A key feature of the Gigantum Client is automated versioning. The Client integrates with development tools (i.e. Jupyter, JupyterLab, and RStudio) to automatically version and capture everything that you do. Because every activity is monitored and each version created links together your code, data, and environment configuration, it is easy to see exactly what was done, when, by whom, and even rollback to a previous point of time with a single click directly from the Activity Feed.
An example Activity Feed tab
This high-resolution version data is a new source of information that we expect many useful features will be built on top of. It is made possibly by a novel git-compatible key-value store that is used to store rich metadata about ever version (e.g. figures, code snippets) beyond what is possible with the git commit log alone. The data is managed in a way that merge conflicts cannot occur and is linked directly to git commits containing changes with specially crafted git commit messages that are automatically created by the Client.

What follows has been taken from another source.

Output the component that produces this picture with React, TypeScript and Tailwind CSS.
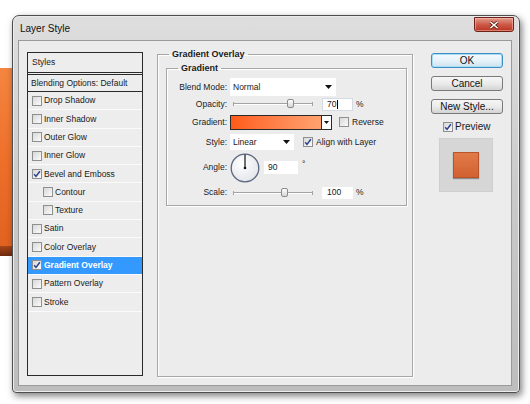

A snippet from the git log of a Project showing how Gigantum embeds additional metadata with your changes
Gigantum Client deeply integrates with Jupyter Notebook, JupyterLab, and RStudio. This integration monitors for activity and then automatically creates a commit, capturing your changes as you work. This separates the process of checkpointing your work and writing notes to yourself and others - such notes become a separate commit that can be added at any time to the top of the Activity Feed. There are some important things to understand that will make using the versioning system easier and more powerful.
Versioning currently occurs after the underlying compute system (e.g. the Jupyter kernel) is idle for 1 second. This means if you execute many cells at once or quickly, those results will be grouped into a single Activity Record (commit). In the future, this timeout will be configurable.

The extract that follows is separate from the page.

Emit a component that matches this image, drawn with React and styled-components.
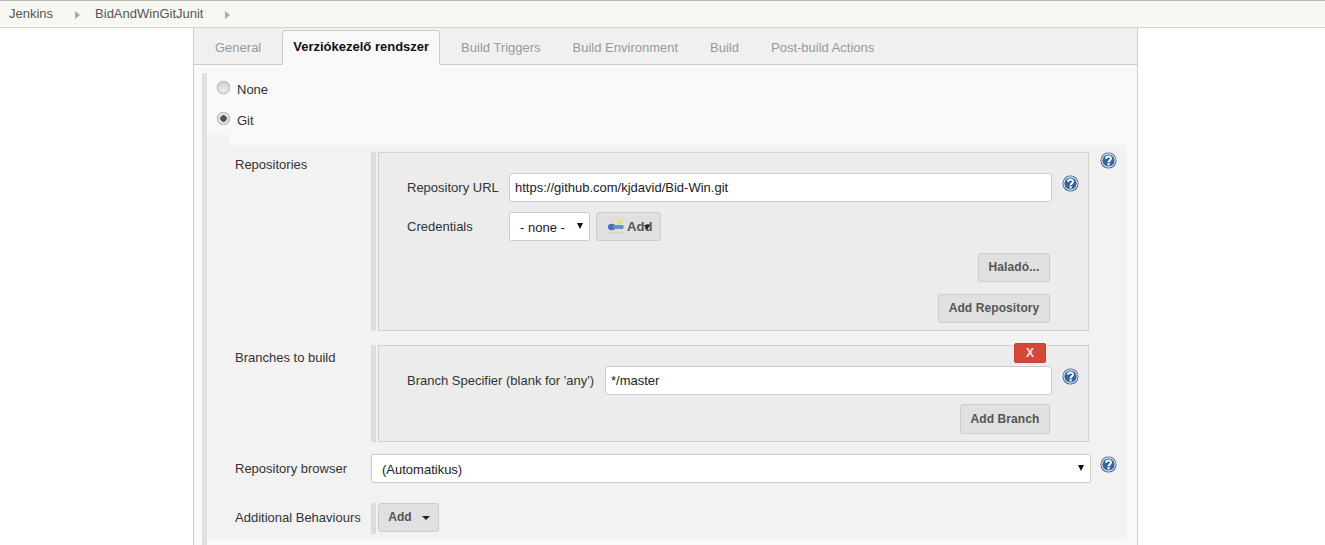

Additionally, if the Project is "busy", the Client will avoid creating versions as this can lead to blowing up the size of a git repo. A concrete example of this is if you have two notebooks in Jupyter. The first is run and takes a long time. In the second you execute a cell that completes. This will not create a new version because the long-running notebook could be in the middle of writing data to disk, which we don't want to prematurely version. When the long-running notebook completes all changes will be captured in a single Activity Record. (This is not an issue with RStudio, as it uses a single kernel shared across documents.)
There are certain things that can create excessive and unnecessary Activity Detail data. The progress bar output while downloading models via tensorflow is one such example. In these cases you may way to suppress output (e.g. add a
; to the end of a line in Jupyter) or Control Activity Feed Behavior to limit what is captured.
The system will limit a record to 255 "Details" so that the UI remains snappy. All your changes on disk will always be captured, but not everything may show up in the Activity Feed if it is excessive.